*Directive*
How many lines of these records hold the string "React"? Reply with the number alone.

*Source records*
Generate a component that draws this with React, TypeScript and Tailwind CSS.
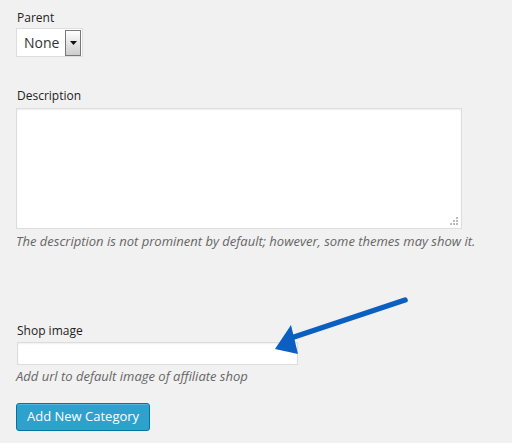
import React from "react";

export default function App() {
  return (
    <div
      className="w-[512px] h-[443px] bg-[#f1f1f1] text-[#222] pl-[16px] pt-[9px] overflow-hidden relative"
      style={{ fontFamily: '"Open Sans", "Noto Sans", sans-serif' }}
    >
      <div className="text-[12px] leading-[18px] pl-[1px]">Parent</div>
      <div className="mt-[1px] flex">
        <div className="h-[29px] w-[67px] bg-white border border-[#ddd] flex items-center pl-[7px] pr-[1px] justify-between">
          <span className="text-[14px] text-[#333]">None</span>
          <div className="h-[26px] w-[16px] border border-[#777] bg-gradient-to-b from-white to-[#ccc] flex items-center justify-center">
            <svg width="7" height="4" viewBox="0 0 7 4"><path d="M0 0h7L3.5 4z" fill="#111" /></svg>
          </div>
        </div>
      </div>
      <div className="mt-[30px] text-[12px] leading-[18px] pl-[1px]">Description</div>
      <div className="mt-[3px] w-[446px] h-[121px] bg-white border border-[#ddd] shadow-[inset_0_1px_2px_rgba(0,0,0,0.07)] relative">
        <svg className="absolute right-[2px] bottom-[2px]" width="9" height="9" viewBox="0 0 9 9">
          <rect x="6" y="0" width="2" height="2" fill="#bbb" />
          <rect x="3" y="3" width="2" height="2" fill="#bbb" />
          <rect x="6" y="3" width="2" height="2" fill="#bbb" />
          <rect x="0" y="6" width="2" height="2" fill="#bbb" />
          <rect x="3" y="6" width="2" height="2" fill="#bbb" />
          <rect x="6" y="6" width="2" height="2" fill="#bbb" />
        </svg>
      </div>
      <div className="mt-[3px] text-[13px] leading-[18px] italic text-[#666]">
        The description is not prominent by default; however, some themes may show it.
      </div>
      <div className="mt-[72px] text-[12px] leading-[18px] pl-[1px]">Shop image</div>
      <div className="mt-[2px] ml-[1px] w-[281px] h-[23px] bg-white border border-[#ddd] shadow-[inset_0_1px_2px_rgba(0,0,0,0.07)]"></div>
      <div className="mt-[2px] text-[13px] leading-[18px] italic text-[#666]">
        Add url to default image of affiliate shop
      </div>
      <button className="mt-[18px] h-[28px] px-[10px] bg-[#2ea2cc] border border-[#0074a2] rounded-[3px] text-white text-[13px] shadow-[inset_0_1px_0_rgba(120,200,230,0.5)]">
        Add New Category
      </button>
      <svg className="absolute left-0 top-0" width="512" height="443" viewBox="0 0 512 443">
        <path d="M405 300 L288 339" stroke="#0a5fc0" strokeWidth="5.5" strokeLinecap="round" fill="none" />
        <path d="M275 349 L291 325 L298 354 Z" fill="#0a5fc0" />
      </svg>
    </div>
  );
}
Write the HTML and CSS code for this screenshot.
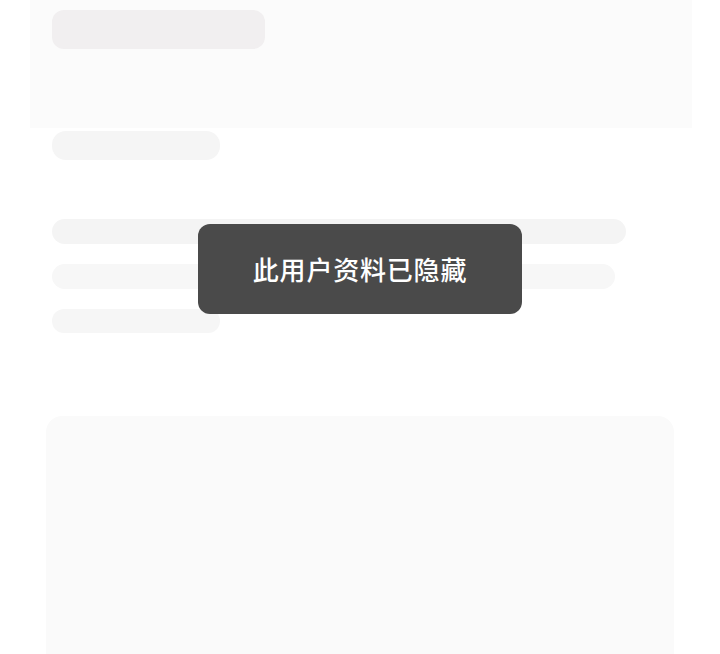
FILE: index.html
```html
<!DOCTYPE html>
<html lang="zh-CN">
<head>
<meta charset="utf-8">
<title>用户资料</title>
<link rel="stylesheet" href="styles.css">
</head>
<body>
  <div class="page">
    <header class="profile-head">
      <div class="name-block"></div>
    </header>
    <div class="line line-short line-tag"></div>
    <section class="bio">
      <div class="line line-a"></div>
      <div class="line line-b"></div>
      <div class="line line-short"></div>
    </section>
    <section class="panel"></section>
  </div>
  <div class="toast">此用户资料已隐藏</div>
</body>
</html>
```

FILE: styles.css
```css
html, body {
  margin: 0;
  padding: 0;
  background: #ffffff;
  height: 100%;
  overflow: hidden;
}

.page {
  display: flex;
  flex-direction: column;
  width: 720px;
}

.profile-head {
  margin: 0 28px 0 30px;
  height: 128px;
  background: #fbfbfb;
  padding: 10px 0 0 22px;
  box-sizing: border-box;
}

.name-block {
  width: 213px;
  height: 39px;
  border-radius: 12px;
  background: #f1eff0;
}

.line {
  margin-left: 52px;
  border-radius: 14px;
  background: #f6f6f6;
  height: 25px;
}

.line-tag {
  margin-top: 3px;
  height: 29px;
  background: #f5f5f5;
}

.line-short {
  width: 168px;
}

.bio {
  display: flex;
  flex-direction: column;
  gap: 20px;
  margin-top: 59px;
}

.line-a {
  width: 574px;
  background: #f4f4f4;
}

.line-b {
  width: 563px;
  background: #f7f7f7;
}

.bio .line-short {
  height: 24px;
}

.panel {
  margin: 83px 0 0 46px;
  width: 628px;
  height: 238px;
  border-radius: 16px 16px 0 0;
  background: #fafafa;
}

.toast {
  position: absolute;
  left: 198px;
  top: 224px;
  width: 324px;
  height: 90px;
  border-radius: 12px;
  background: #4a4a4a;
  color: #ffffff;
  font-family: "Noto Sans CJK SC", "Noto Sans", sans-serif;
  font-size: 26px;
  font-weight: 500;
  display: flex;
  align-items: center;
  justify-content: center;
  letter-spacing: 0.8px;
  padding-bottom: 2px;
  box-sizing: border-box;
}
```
...
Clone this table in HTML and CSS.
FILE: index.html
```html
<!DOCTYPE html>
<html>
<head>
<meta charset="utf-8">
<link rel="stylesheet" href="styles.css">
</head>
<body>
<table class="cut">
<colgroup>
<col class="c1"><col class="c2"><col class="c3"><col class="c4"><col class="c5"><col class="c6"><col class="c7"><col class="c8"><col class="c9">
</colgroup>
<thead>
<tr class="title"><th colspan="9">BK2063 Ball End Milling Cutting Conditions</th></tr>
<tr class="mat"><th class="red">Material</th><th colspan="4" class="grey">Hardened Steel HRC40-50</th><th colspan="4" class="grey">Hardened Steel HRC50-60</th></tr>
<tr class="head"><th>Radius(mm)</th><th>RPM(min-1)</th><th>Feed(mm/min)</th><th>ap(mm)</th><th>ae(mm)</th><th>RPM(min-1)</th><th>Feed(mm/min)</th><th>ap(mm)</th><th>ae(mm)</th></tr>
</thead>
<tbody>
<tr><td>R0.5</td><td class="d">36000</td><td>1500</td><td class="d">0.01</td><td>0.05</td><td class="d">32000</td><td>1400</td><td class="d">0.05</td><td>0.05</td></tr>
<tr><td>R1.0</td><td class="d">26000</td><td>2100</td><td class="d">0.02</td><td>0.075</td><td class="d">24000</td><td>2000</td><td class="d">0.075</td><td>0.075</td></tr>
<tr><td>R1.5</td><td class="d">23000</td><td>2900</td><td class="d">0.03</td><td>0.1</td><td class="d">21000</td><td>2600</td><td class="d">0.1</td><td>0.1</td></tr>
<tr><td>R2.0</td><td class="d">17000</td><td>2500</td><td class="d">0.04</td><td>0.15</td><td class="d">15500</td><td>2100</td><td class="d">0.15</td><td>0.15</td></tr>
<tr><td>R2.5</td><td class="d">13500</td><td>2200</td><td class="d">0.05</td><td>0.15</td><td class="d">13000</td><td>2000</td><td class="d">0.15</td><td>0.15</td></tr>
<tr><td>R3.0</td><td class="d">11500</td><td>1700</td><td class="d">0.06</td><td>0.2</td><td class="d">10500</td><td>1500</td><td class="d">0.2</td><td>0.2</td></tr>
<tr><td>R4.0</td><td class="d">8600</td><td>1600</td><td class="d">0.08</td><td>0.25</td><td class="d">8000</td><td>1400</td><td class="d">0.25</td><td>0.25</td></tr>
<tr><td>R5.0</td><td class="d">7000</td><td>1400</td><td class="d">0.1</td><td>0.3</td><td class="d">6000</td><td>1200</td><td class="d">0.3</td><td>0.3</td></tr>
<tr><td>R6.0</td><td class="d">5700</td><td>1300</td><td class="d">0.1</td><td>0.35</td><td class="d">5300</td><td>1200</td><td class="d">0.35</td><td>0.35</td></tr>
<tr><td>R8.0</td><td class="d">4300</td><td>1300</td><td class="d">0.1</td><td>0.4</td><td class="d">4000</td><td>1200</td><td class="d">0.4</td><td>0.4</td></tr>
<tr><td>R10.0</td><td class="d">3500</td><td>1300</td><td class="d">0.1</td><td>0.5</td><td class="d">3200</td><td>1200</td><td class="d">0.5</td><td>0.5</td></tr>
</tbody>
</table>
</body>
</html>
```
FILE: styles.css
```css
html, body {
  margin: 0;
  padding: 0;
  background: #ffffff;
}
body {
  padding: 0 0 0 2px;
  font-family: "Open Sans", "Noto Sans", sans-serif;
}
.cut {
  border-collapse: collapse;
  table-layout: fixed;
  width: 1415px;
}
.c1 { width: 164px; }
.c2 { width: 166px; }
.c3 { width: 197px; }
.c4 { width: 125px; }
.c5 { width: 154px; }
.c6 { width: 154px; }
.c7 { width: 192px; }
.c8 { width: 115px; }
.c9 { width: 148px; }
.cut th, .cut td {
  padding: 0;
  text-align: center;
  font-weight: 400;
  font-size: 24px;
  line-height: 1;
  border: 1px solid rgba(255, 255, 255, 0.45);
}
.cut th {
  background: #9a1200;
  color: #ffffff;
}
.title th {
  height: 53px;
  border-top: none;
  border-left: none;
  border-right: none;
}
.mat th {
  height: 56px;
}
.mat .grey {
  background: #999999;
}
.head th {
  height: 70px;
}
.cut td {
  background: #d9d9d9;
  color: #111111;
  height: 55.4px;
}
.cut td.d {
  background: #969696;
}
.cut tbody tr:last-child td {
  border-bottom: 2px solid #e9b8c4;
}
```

*Result of the task*
2